The Miami Boys Choir (MBC) is a boys choir specializing in Orthodox pop.

History 
In the early 1970s while studying in yeshivah in Toronto, Yerachmiel Begun created, directed, and recorded three successful albums with the Toronto (Pirchei) Boys Choir. However, in 1976 formed by Yerachmiel Begun as well, the Miami Boys Choir was part of a larger surge in popularity of Orthodox Jewish choral music. The use of an all-boy choir is related to a common interpretation of Orthodox Jewish law (halachah) of kol isha which they hold prohibits males above the age of majority from listening to non-familial females singing even on audio recordings.

While the group was formed in Miami Beach, Florida, after releasing the first few albums, Begun moved the choir to New York. Although he retained the "Miami" in the name of the group, subsequent albums were released with boys primarily from the New York/New Jersey area.

Yerachmiel Begun was the composer for almost all of the songs featured on his Toronto and Miami albums. In addition, he had composed many songs for a number of other Jewish music singers and groups including Simchatone, Kol Salonika (with Rabbi Boruch Chait), Kol Hakavod, Camp S'dei Chemed International, Mordechai Ben David, and Ira Heller.

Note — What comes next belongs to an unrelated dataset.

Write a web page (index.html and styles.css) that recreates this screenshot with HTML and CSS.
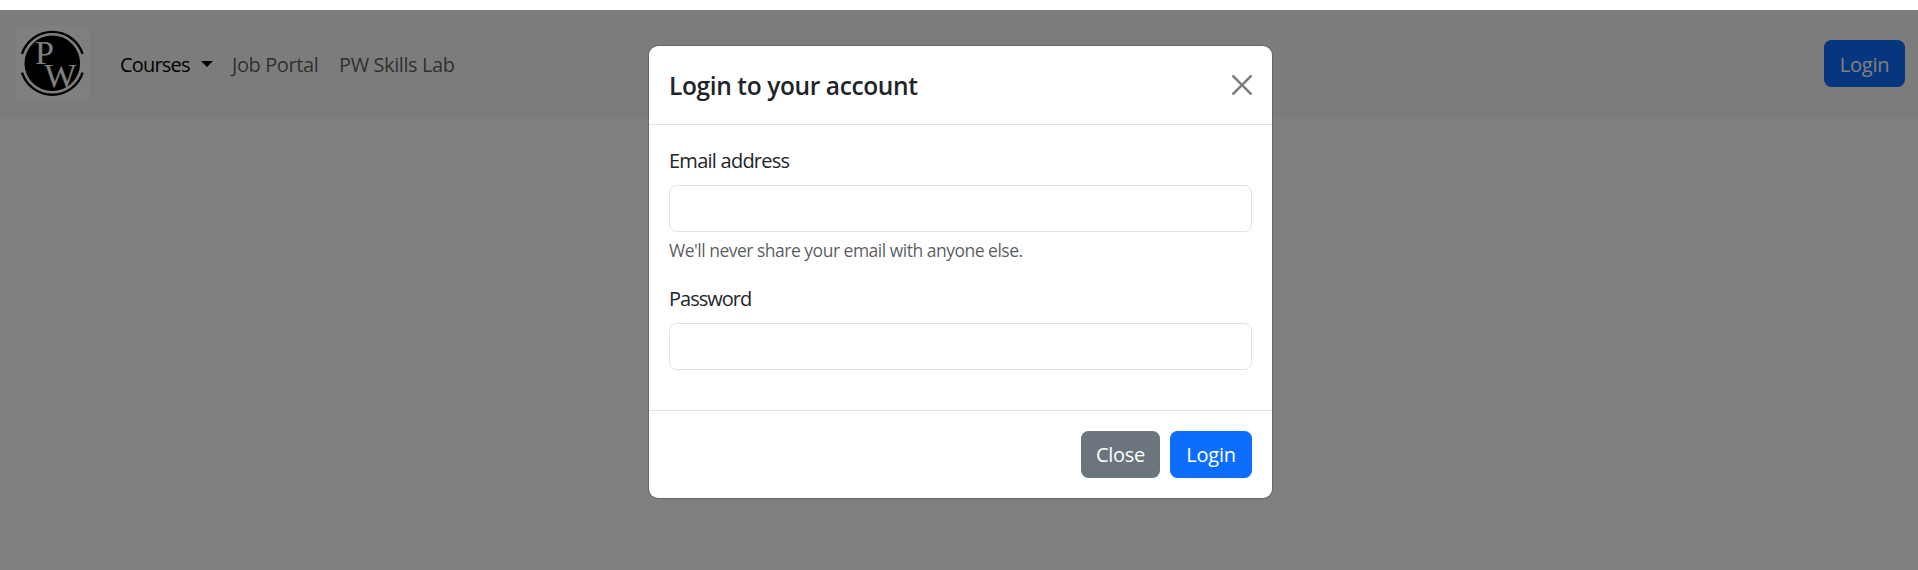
FILE: index.html
```html
<!DOCTYPE html>
<html lang="en">
<head>
<meta charset="utf-8">
<title>PW Skills</title>
<link rel="stylesheet" href="styles.css">
</head>
<body>
<div class="page">
  <nav class="navbar">
    <svg class="logo" viewBox="0 0 75 75" aria-label="PW">
      <rect width="75" height="75" fill="#fff"/>
      <circle cx="37.3" cy="37.3" r="27.8"/>
      <path d="M7 28a31.8 31.8 0 0 1 60.6 0M7 46.600a31.8 31.8 0 0 0 60.6 0" fill="none" stroke="#000" stroke-width="2.4"/>
      <text x="20" y="38.300">P</text>
      <text x="29.300" y="60.800">W</text>
    </svg>
    <ul class="nav-list">
      <li><a class="nav-link active courses">Courses</a></li>
      <li><a class="nav-link jobs">Job Portal</a></li>
      <li><a class="nav-link lab">PW Skills Lab</a></li>
    </ul>
    <button class="btn primary nav-login"><span class="login-text">Login</span></button>
  </nav>
  <div class="backdrop"></div>
  <div class="modal" role="dialog">
    <header class="modal-header">
      <h1 class="modal-title">Login to your account</h1>
      <svg class="close-icon" viewBox="0 0 16 16"><path d="M.293.293a1 1 0 0 1 1.414 0L8 6.586 14.293.293a1 1 0 1 1 1.414 1.414L9.414 8l6.293 6.293a1 1 0 0 1-1.414 1.414L8 9.414l-6.293 6.293a1 1 0 0 1-1.414-1.414L6.586 8 .293 1.707a1 1 0 0 1 0-1.414z"/></svg>
    </header>
    <form class="modal-body">
      <div class="field">
        <label class="label-email" for="email">Email address</label>
        <input id="email" type="email">
        <div class="help">We'll never share your email with anyone else.</div>
      </div>
      <div class="field">
        <label class="label-password" for="password">Password</label>
        <input id="password" type="password">
      </div>
    </form>
    <footer class="modal-footer">
      <button class="btn secondary"><span class="close-text">Close</span></button>
      <button class="btn primary"><span class="login-text">Login</span></button>
    </footer>
  </div>
</div>
</body>
</html>
```
FILE: styles.css
```css
* { box-sizing: border-box; }
body {
  margin: 0;
  overflow: hidden;
  background: #fff;
  color: #212529;
  font: 20px/30px "Open Sans", "Noto Sans", sans-serif;
}
.page { position: relative; height: 570px; padding-top: 10px; }
.navbar {
  display: flex;
  align-items: center;
  height: 107.5px;
  padding: 0 13px 0 15px;
  background: #f8f9fa;
}
.logo { width: 75px; height: 75px; margin-right: 30px; }
.logo text { font: 34px "Liberation Serif", serif; fill: #fff; }
.nav-list { display: flex; flex: 1; gap: 20px; margin: 0; padding: 2px 0 0; list-style: none; }
.nav-link { display: flex; align-items: center; white-space: nowrap; letter-spacing: -.4px; color: rgba(0, 0, 0, .65); }
.nav-link.active { color: #000; }
.nav-link.courses { width: 92px; letter-spacing: -.8px; }
.courses::after {
  content: "";
  margin-left: 11px;
  margin-top: -2px;
  border-top: 6px solid;
  border-left: 6px solid transparent;
  border-right: 6px solid transparent;
}
.jobs { width: 87px; }
.btn {
  height: 47px;
  padding: 0;
  border: 0;
  border-radius: 7.5px;
  color: #fff;
  font: inherit;
  letter-spacing: -.25px;
}
.primary { width: 82px; background: #0d6efd; }
.nav-login { width: 81px; padding-top: 2px; }
.secondary { width: 79px; background: #6c757d; }
.backdrop { position: absolute; inset: 10px 0 0; background: rgba(0, 0, 0, .5); }
.modal {
  position: absolute;
  top: 45px;
  left: 648px;
  width: 625px;
  border: 1px solid rgba(0, 0, 0, .175);
  border-radius: 10px;
  background: #fff;
  background-clip: padding-box;
}
.modal-header {
  display: flex;
  align-items: center;
  justify-content: space-between;
  height: 79px;
  padding: 0 20px;
  border-bottom: 1px solid #dee2e6;
}
.modal-title { margin: 0; font-size: 24.5px; line-height: 37px; font-weight: 600; letter-spacing: -.38px; white-space: nowrap; }
.close-icon { width: 20px; height: 20px; opacity: .5; }
.modal-body { padding: 20px; }
.field { margin-bottom: 20px; }
.field label { display: block; padding-top: 1px; margin-bottom: 9px; }
.label-email { letter-spacing: -.75px; }
.label-password { letter-spacing: -1px; }
.field input {
  display: block;
  width: 100%;
  height: 47px;
  border: 1px solid #dee2e6;
  border-radius: 7.5px;
  background: #fff;
}
.help { padding-top: 6px; font-size: 17.5px; line-height: 25px; letter-spacing: -.5px; white-space: nowrap; color: rgba(33, 37, 41, .75); }
.modal-footer {
  display: flex;
  align-items: center;
  justify-content: flex-end;
  gap: 10px;
  height: 88px;
  padding: 0 20px;
  border-top: 1px solid #dee2e6;
}
```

Yerachmiel conducted the boys choir on the NCSY record from 1979. In 1981, creating a fresh new sound in Jewish music, Yerachmiel composed the songs for the group and hit album title "Judaea". At the 6th annual HASC A Time For Music concert in 1993, paying tribute to Jewish composers, Begun was listed and mentioned as one of the Top Ten Composers of Jewish Music. Yerachmiel has worked side by side with a number of arrangers for his compositions, including Yisroel Lamm (the Neginah Orchestra), Suki Berry, Moshe Laufer, Mona Rosenblum, Hershel Lebovits, Vladimir Grinberg, and others.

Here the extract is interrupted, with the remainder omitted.